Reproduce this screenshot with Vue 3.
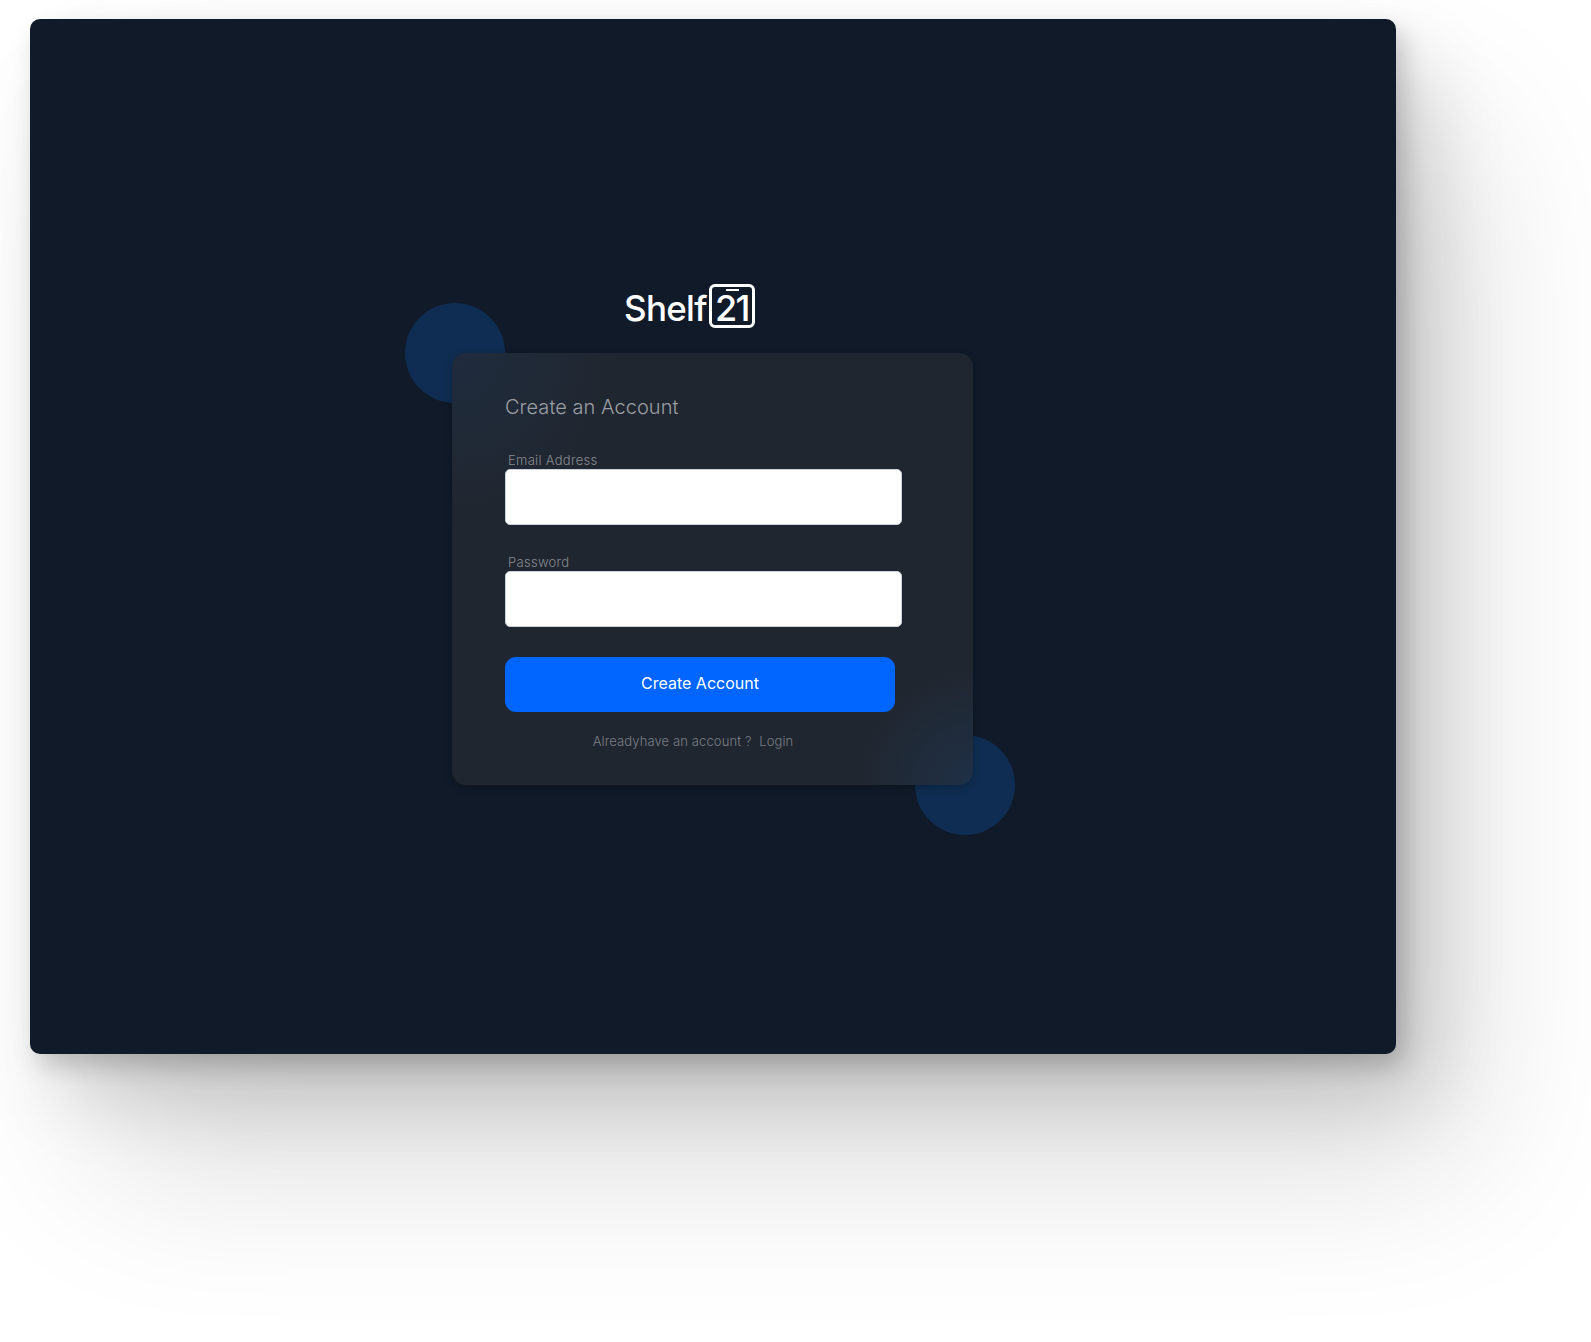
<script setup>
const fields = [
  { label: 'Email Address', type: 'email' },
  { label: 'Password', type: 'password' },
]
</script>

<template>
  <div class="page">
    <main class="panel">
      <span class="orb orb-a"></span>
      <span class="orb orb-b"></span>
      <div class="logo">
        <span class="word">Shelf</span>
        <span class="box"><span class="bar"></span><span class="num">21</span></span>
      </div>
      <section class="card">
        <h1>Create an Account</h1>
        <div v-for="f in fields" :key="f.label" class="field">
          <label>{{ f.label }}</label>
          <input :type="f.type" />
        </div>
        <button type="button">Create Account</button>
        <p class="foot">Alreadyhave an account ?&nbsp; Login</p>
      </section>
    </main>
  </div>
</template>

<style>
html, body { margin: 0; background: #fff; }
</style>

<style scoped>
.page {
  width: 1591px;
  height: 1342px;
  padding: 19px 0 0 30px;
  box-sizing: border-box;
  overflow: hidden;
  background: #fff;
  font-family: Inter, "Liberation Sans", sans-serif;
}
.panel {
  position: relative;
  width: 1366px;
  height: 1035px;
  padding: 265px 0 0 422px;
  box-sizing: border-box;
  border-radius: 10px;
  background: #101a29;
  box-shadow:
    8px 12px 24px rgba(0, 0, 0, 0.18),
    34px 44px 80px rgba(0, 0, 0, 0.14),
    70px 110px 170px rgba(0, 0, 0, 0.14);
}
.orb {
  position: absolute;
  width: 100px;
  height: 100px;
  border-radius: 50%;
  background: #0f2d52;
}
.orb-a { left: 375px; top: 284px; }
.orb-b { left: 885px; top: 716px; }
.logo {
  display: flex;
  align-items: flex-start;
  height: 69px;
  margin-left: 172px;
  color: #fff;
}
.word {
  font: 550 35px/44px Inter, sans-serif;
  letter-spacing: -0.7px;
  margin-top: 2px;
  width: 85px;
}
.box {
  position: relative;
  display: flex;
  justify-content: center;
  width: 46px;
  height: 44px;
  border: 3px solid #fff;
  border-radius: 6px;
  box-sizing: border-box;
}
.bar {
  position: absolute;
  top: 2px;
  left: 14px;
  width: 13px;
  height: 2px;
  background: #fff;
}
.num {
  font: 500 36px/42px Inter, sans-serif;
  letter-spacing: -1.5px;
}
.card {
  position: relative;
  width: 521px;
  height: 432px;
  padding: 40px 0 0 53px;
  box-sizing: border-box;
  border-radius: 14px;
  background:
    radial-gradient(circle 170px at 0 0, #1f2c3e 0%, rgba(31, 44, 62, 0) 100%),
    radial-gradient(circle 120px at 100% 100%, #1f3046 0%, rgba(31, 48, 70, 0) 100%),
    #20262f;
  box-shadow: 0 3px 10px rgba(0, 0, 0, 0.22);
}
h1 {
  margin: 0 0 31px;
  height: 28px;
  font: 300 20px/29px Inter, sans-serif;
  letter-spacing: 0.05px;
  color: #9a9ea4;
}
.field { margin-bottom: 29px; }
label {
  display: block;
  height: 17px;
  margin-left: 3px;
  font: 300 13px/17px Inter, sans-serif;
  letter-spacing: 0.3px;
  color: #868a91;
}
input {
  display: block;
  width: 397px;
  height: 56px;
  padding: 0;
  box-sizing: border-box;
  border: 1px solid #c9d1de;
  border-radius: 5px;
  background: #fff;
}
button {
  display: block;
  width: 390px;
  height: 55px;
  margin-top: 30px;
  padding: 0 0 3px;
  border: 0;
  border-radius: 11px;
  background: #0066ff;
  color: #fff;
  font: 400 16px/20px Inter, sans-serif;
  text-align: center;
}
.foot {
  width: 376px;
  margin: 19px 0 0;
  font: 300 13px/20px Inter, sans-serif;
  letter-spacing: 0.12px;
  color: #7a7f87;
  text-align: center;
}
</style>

**********

» **TASK DESCRIPTION**: Pictures are excluded; output everything else in the data verbatim.

» **SOLUTION**:
Reproduce this screenshot with Vue 3.
<script setup>
const fields = [
  { label: 'Email Address', type: 'email' },
  { label: 'Password', type: 'password' },
]
</script>

<template>
  <div class="page">
    <main class="panel">
      <span class="orb orb-a"></span>
      <span class="orb orb-b"></span>
      <div class="logo">
        <span class="word">Shelf</span>
        <span class="box"><span class="bar"></span><span class="num">21</span></span>
      </div>
      <section class="card">
        <h1>Create an Account</h1>
        <div v-for="f in fields" :key="f.label" class="field">
          <label>{{ f.label }}</label>
          <input :type="f.type" />
        </div>
        <button type="button">Create Account</button>
        <p class="foot">Alreadyhave an account ?&nbsp; Login</p>
      </section>
    </main>
  </div>
</template>

<style>
html, body { margin: 0; background: #fff; }
</style>

<style scoped>
.page {
  width: 1591px;
  height: 1342px;
  padding: 19px 0 0 30px;
  box-sizing: border-box;
  overflow: hidden;
  background: #fff;
  font-family: Inter, "Liberation Sans", sans-serif;
}
.panel {
  position: relative;
  width: 1366px;
  height: 1035px;
  padding: 265px 0 0 422px;
  box-sizing: border-box;
  border-radius: 10px;
  background: #101a29;
  box-shadow:
    8px 12px 24px rgba(0, 0, 0, 0.18),
    34px 44px 80px rgba(0, 0, 0, 0.14),
    70px 110px 170px rgba(0, 0, 0, 0.14);
}
.orb {
  position: absolute;
  width: 100px;
  height: 100px;
  border-radius: 50%;
  background: #0f2d52;
}
.orb-a { left: 375px; top: 284px; }
.orb-b { left: 885px; top: 716px; }
.logo {
  display: flex;
  align-items: flex-start;
  height: 69px;
  margin-left: 172px;
  color: #fff;
}
.word {
  font: 550 35px/44px Inter, sans-serif;
  letter-spacing: -0.7px;
  margin-top: 2px;
  width: 85px;
}
.box {
  position: relative;
  display: flex;
  justify-content: center;
  width: 46px;
  height: 44px;
  border: 3px solid #fff;
  border-radius: 6px;
  box-sizing: border-box;
}
.bar {
  position: absolute;
  top: 2px;
  left: 14px;
  width: 13px;
  height: 2px;
  background: #fff;
}
.num {
  font: 500 36px/42px Inter, sans-serif;
  letter-spacing: -1.5px;
}
.card {
  position: relative;
  width: 521px;
  height: 432px;
  padding: 40px 0 0 53px;
  box-sizing: border-box;
  border-radius: 14px;
  background:
    radial-gradient(circle 170px at 0 0, #1f2c3e 0%, rgba(31, 44, 62, 0) 100%),
    radial-gradient(circle 120px at 100% 100%, #1f3046 0%, rgba(31, 48, 70, 0) 100%),
    #20262f;
  box-shadow: 0 3px 10px rgba(0, 0, 0, 0.22);
}
h1 {
  margin: 0 0 31px;
  height: 28px;
  font: 300 20px/29px Inter, sans-serif;
  letter-spacing: 0.05px;
  color: #9a9ea4;
}
.field { margin-bottom: 29px; }
label {
  display: block;
  height: 17px;
  margin-left: 3px;
  font: 300 13px/17px Inter, sans-serif;
  letter-spacing: 0.3px;
  color: #868a91;
}
input {
  display: block;
  width: 397px;
  height: 56px;
  padding: 0;
  box-sizing: border-box;
  border: 1px solid #c9d1de;
  border-radius: 5px;
  background: #fff;
}
button {
  display: block;
  width: 390px;
  height: 55px;
  margin-top: 30px;
  padding: 0 0 3px;
  border: 0;
  border-radius: 11px;
  background: #0066ff;
  color: #fff;
  font: 400 16px/20px Inter, sans-serif;
  text-align: center;
}
.foot {
  width: 376px;
  margin: 19px 0 0;
  font: 300 13px/20px Inter, sans-serif;
  letter-spacing: 0.12px;
  color: #7a7f87;
  text-align: center;
}
</style>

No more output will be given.